Viking Direct (Holdings) Limited
- Type: Subsidiary
- Industry: Office supplies
- Founded: 1960; 66 years ago in Los Angeles, California, United States
- Founder: Rolf Ostern
- Headquarters: Dublin, Ireland
- Area served: Europe
- Products: Print supplies, paper and mailing, technology, furniture, and writing instruments
- Number of employees: 1,300 (United Kingdom) (2021)
- Parent: Raja Group (2021–present)
- Website: www.vikingoffice.eu

= Viking Direct =

Office supplies retailer

Viking Direct, trading as Viking, is a European office supply mail order and online company based in Europe. It has operations in the United Kingdom, Ireland, Netherlands, and Germany and operates in a number of European countries. Its United Kingdom headquarters is in Leicester and its Netherlands headquarters is in Venlo and is registered in Ireland. The company is a mail order and online seller of office supplies to small and medium sized business.

Since 2021 it has been part of the Raja Group. The company had previously been part of United States based Office Depot which had agreed to sell its European business including Viking as part of a failed merger with Staples in 2016.

==History==
Viking began in 1960, as a small office supply retailer located in Los Angeles, California. The store was opened on January 7, 1960, by Rolf Ostern. Ostern supplemented the retail operation with a catalogue, and this would become the primary marketing technique of the company. In 1969 Ostern changed the name of his store to Viking Office Supplies and moved to a new location.

By the middle of the 1970s, Viking had established itself as a West Coast mail order retailer of discount office supplies to small and medium sized businesses. At that time, the company began a geographic expansion.

Irwin Helford became chairman in 1984, and his photo appeared on the cover of Viking catalogues for many years.

On September 1, 1988, Viking was sold by its founders in a leveraged buyout to the VOP Acquisition Corporation. This company had been founded by Viking's management and the New York investment banking house of Dillon Read & Company, along with some of their affiliates, for the express purpose of purchasing Viking.

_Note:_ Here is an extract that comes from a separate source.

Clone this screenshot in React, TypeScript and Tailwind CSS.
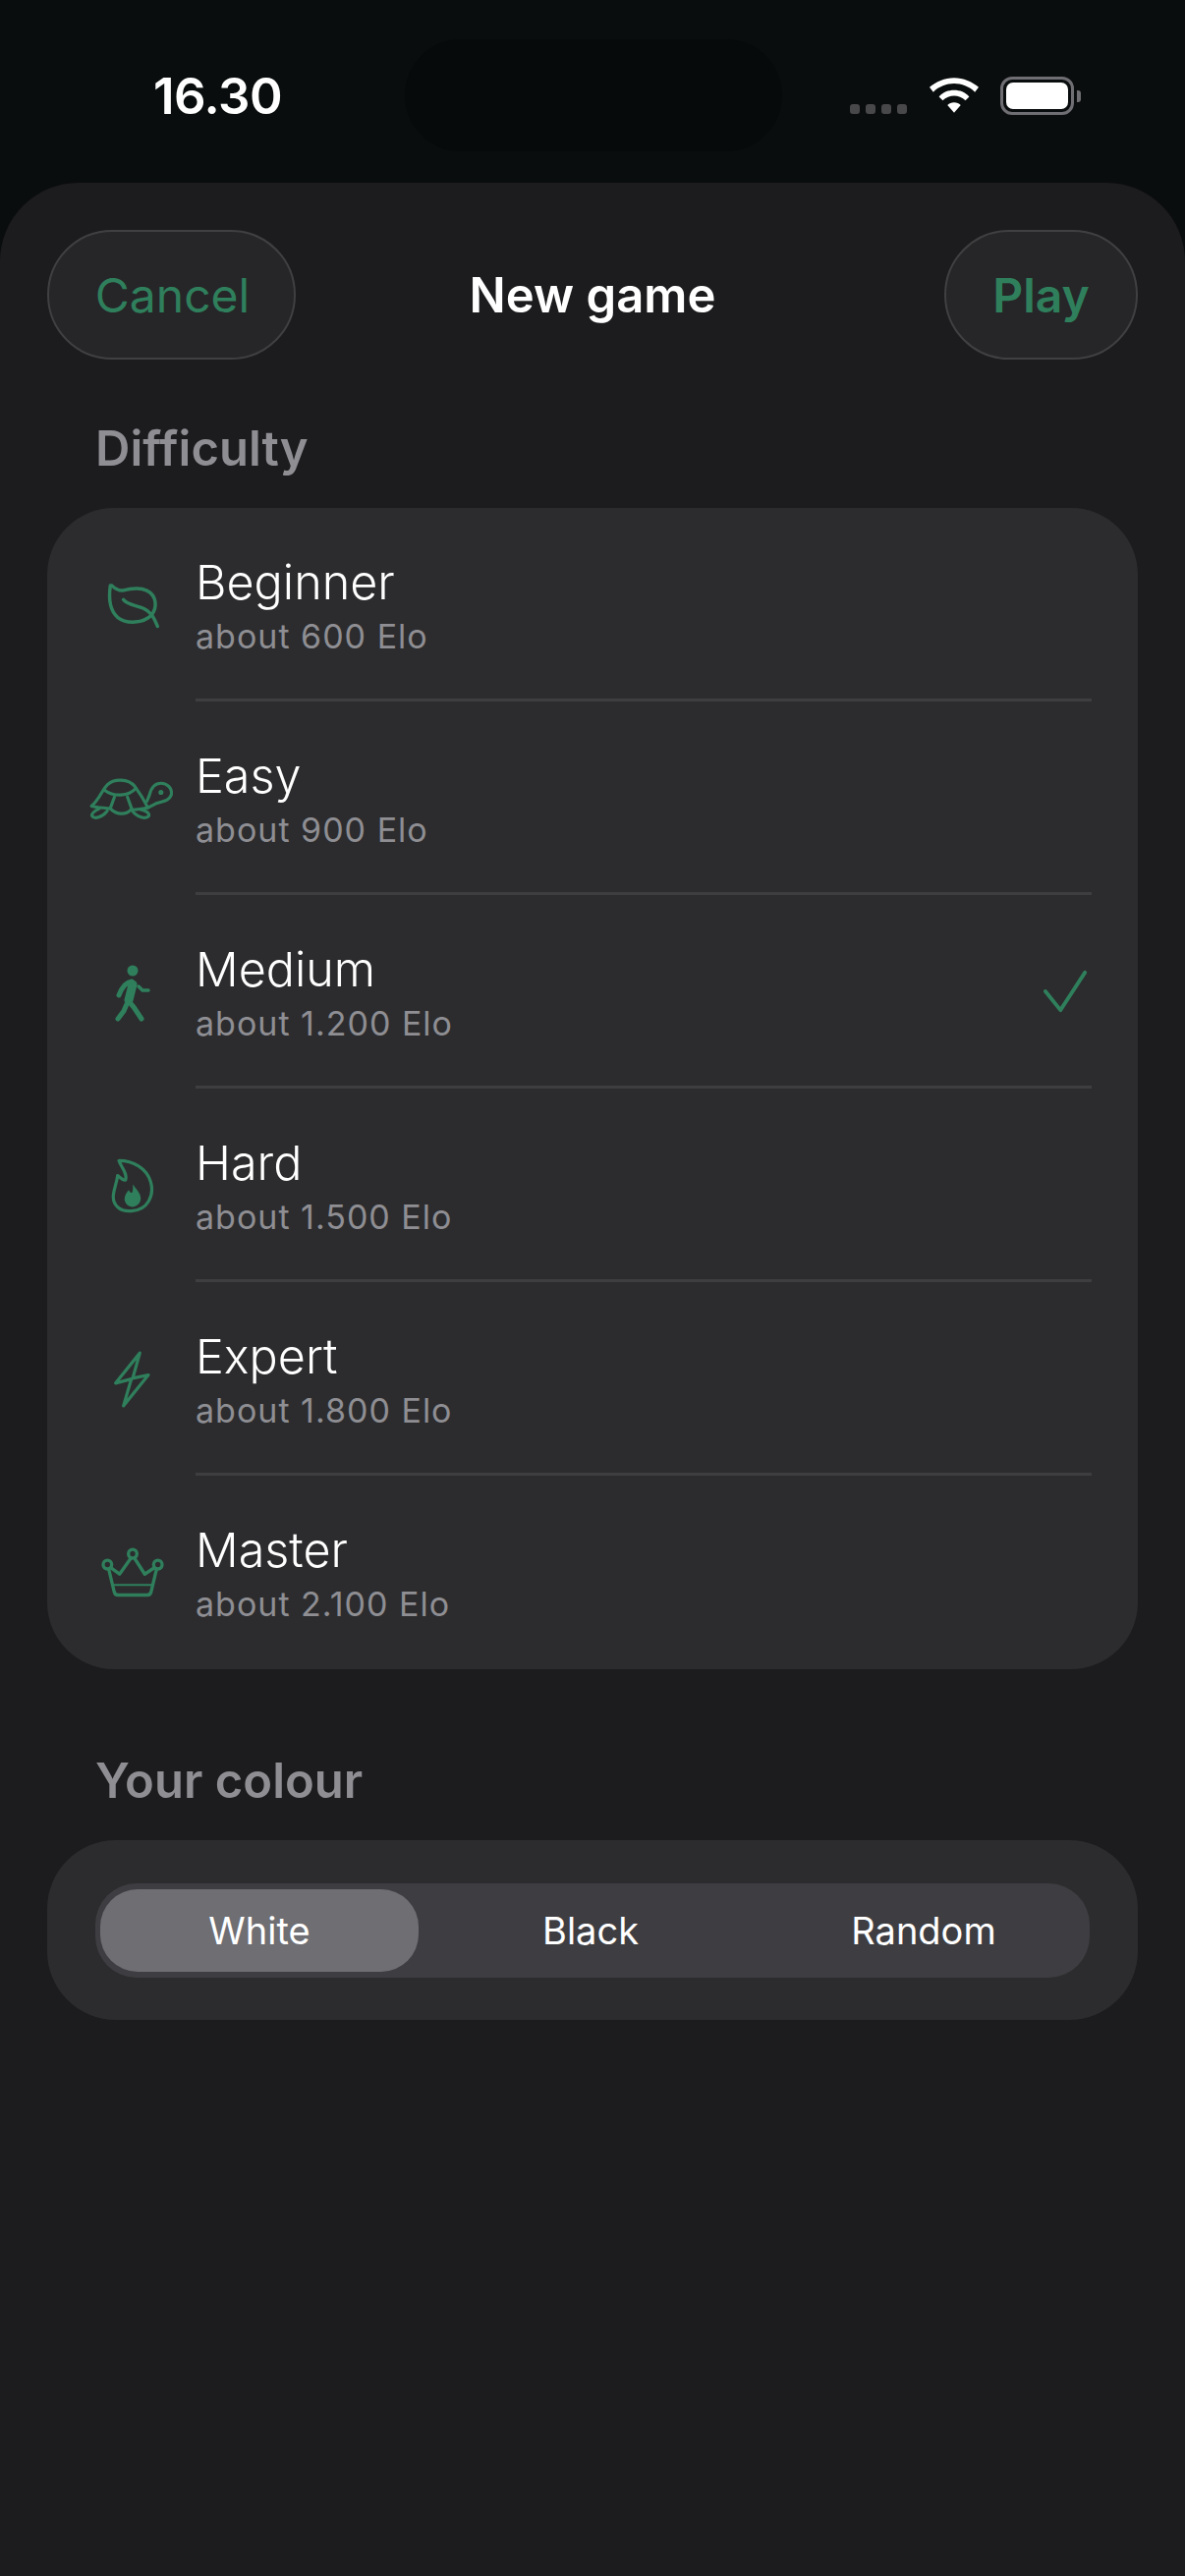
const GREEN = "#2f7f5c";

function Leaf() {
  return (
    <svg width="58" height="50" viewBox="131 210 175 150" fill="none" stroke={GREEN} strokeLinecap="round" strokeLinejoin="round" strokeWidth="10.5">
      <path d="M153 225C148 260 150 300 175 322C205 345 255 340 280 315C298 290 295 255 265 240C240 228 210 235 190 240C175 240 165 232 158 225Z" />
      <path d="M193 268C205 285 235 285 255 295C275 303 285 318 298 350" />
    </svg>
  );
}
function Turtle() {
  return (
    <svg width="90" height="48" viewBox="90 805 270 145" fill="none" stroke={GREEN} strokeLinecap="round" strokeLinejoin="round" strokeWidth="9.5">
      <path d="M102 900C125 880 135 850 150 835C170 815 215 815 235 840C250 860 265 885 275 905" />
      <path d="M140 850C170 872 215 872 238 845" />
      <path d="M172 872L160 905M212 872L225 908" />
      <path d="M102 900C120 905 140 905 160 908C175 925 205 930 222 912C240 910 260 910 275 905L300 892C320 885 340 885 347 865C350 845 335 830 315 830C295 830 285 845 280 865L272 885" />
      <path d="M150 915C135 935 110 942 103 930C100 920 115 913 125 908M225 912C240 935 270 942 278 930C280 920 265 913 250 910" />
      <circle cx="315" cy="858" r="3" fill={GREEN} />
    </svg>
  );
}
function Walk() {
  return (
    <svg width="80" height="80" viewBox="4 8 80 80" fill="none" stroke={GREEN} strokeLinecap="round" strokeLinejoin="round">
      <circle cx="45" cy="26" r="5.5" fill={GREEN} stroke="none" />
      <path d="M45 40L41 56" strokeWidth="9" />
      <path d="M44 37Q36 38 31 51" strokeWidth="5" />
      <path d="M51 42L55 46H61" strokeWidth="3.5" />
      <path d="M40 56L46 63L54 75" strokeWidth="5" />
      <path d="M39 60L36 67L30 75" strokeWidth="5" />
    </svg>
  );
}
function Flame() {
  return (
    <svg width="48" height="60" viewBox="149 165 143 175" preserveAspectRatio="none" fill="none" stroke={GREEN} strokeLinecap="round" strokeLinejoin="round" strokeWidth="9.5">
      <path d="M182 178C225 178 265 200 278 240C290 280 270 325 220 327C185 330 162 310 165 280C167 260 175 245 178 222C185 228 195 238 202 235C208 215 190 200 182 178Z" />
      <path fill={GREEN} stroke="none" d="M225 248C232 262 248 272 248 290C248 305 235 315 222 315C208 315 198 302 199 290C200 278 207 270 212 265C215 272 218 275 222 272C226 265 223 255 225 248Z" />
    </svg>
  );
}
function Bolt() {
  return (
    <svg width="42" height="62" viewBox="160 735 126 180" preserveAspectRatio="none" fill="none" stroke={GREEN} strokeLinejoin="round" strokeLinecap="round" strokeWidth="9.5">
      <path d="M248 747L174 836L222 824L198 903L274 812L226 822Z" />
    </svg>
  );
}
function Crown() {
  return (
    <svg width="70" height="55" viewBox="117 1315 210 160" preserveAspectRatio="none" fill="none" stroke={GREEN} strokeLinecap="round" strokeLinejoin="round" strokeWidth="10">
      <circle cx="225" cy="1340" r="13" />
      <circle cx="148" cy="1372" r="13" />
      <circle cx="302" cy="1372" r="13" />
      <path d="M160 1382L185 1400L218 1355M232 1355L262 1400L290 1382" />
      <path d="M152 1385L168 1450Q170 1462 180 1462H270Q280 1462 282 1450L298 1385" />
      <path d="M165 1432H285" strokeWidth="6" />
    </svg>
  );
}

const levels = [
  { name: "Beginner", elo: "about 600 Elo", icon: <Leaf /> },
  { name: "Easy", elo: "about 900 Elo", icon: <Turtle /> },
  { name: "Medium", elo: "about 1.200 Elo", icon: <Walk />, checked: true },
  { name: "Hard", elo: "about 1.500 Elo", icon: <Flame /> },
  { name: "Expert", elo: "about 1.800 Elo", icon: <Bolt /> },
  { name: "Master", elo: "about 2.100 Elo", icon: <Crown /> },
];

export default function App() {
  return (
    <div className="w-[1206px] h-[2622px] bg-[#0a0d0d] overflow-hidden text-white font-['Inter',sans-serif]">
      <div className="relative h-[186px]">
        <span className="absolute left-[156px] top-[68px] text-[51px] leading-[60px] font-semibold tracking-[-0.5px]">16.30</span>
        <div className="absolute left-[412px] top-[40px] w-[384px] h-[114px] rounded-[57px] bg-[#070a0a]" />
        <div className="absolute left-[865px] top-[78px] h-[39px] flex items-start">
          <div className="flex gap-[6px] mt-[28px]">
            <i className="w-[10px] h-[10px] rounded-[3px] bg-[#48484a]" />
            <i className="w-[10px] h-[10px] rounded-[3px] bg-[#48484a]" />
            <i className="w-[10px] h-[10px] rounded-[3px] bg-[#48484a]" />
            <i className="w-[10px] h-[10px] rounded-[3px] bg-[#48484a]" />
          </div>
          <svg className="ml-[23px] mt-[1px]" width="50" height="37" viewBox="0 0 52 38" fill="#fff">
            <path d="M26 0c10 0 19 4 26 10l-4 5C42 9 34 6 26 6S10 9 4 15L0 10C7 4 16 0 26 0z" />
            <path d="M26 13c6 0 12 2 16 7l-4 4c-3-3-8-5-12-5s-9 2-12 5l-4-4c4-5 10-7 16-7z" />
            <path d="M26 26c3 0 5 1 7 3l-7 8-7-8c2-2 4-3 7-3z" />
          </svg>
          <div className="ml-[22px] flex items-center h-[39px]">
            <div className="w-[75px] h-[39px] rounded-[12px] border-[3px] border-[#6e6e73] p-[3px]">
              <div className="w-full h-full rounded-[7px] bg-white" />
            </div>
            <div className="ml-[3px] w-[4px] h-[12px] rounded-r-[3px] bg-[#6e6e73]" />
          </div>
        </div>
      </div>

      <div className="h-[2436px] rounded-t-[80px] bg-[#1c1c1e] px-[48px] pt-[48px]">
        <div className="relative flex items-center justify-between h-[132px]">
          <button className="w-[253px] h-[132px] pt-[2px] pl-[2px] rounded-[66px] border-2 border-[#404042] bg-[#262628] text-[48px] text-[#2f7f5c]">Cancel</button>
          <span className="absolute left-[0px] right-[0px] top-[37px] text-center text-[49px] leading-[60px] font-semibold pointer-events-none">New game</span>
          <button className="w-[197px] h-[132px] pt-[2px] rounded-[66px] border-2 border-[#404042] bg-[#262628] text-[48px] font-semibold text-[#2f7f5c]">Play</button>
        </div>

        <h2 className="ml-[49px] mt-[59px] text-[49px] leading-[64px] font-semibold text-[#8e8e93]">Difficulty</h2>
        <div className="mt-[28px] rounded-[68px] bg-[#2c2c2e] h-[1182px] overflow-hidden">
          {levels.map((l, i) => (
            <div key={l.name} className="flex h-[197px] items-stretch">
              <div className="w-[172px] mr-[-21px] flex items-center justify-center">
                {l.icon}
              </div>
              <div className="flex-1 relative mr-[47px] pt-[46px]">
                <div className="text-[48.5px] leading-[60px] font-[350]">{l.name}</div>
                <div className="text-[34px] leading-[42px] mt-[4px] text-[#8e8e93] tracking-[1px]">{l.elo}</div>
                {i < 5 && <div className="absolute left-0 right-0 bottom-0 h-[3px] bg-[#3e3e40]" />}
                {l.checked && (
                  <svg className="absolute right-[3px] top-[75px]" width="46" height="46" viewBox="0 0 48 48" fill="none" stroke={GREEN} strokeWidth="4" strokeLinecap="round" strokeLinejoin="round">
                    <path d="M2 24l16 20L44 4" />
                  </svg>
                )}
              </div>
            </div>
          ))}
        </div>

        <h2 className="ml-[49px] mt-[82px] text-[49px] leading-[64px] font-semibold text-[#8e8e93]">Your colour</h2>
        <div className="mt-[28px] rounded-[70px] bg-[#2c2c2e] h-[183px] px-[49px] pt-[1px] flex items-center">
          <div className="w-full h-[96px] rounded-[42px] bg-[#3e3e42] flex items-center pl-[5px] pr-[5px] text-[38px] font-normal">
            <div className="w-[324px] h-[84px] rounded-[38px] bg-[#6e6e73] flex items-center justify-center">White</div>
            <div className="w-[350px] text-center">Black</div>
            <div className="flex-1 text-center">Random</div>
          </div>
        </div>
      </div>
    </div>
  );
}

In December 1989, VOP was merged into its subsidiary, Viking Office Products, in preparation for the company's initial public offering of stock. On March 14, 1990, Viking offered stock to the public on the NASDAQ stock exchange, selling 2,300,000 shares at a price of $10.50 per share to raise $25 million.

The company made its first move overseas in September, 1990. At that time, Viking established a United Kingdom subsidiary, Viking Direct Limited, and opened a facility in Leicester, England. In making this move, Viking hoped to gain a toe hold in the European Economic Community before the planned unification of that market. In a brief time, Viking Direct became the largest mail order marketer of office supplies in the United Kingdom.

In May 1998, Viking Office Products merged with Office Depot. The following year the company began to move online, launching e-commerce site www.viking-direct.co.uk for the United Kingdom market.

In May 2016, following a failed merger with Staples, Office Depot Inc. agreed to sell its European business, including Viking, to Aurelius Group for an undisclosed purchase price. In 2021, Aurelius sold the business to the Raja Group.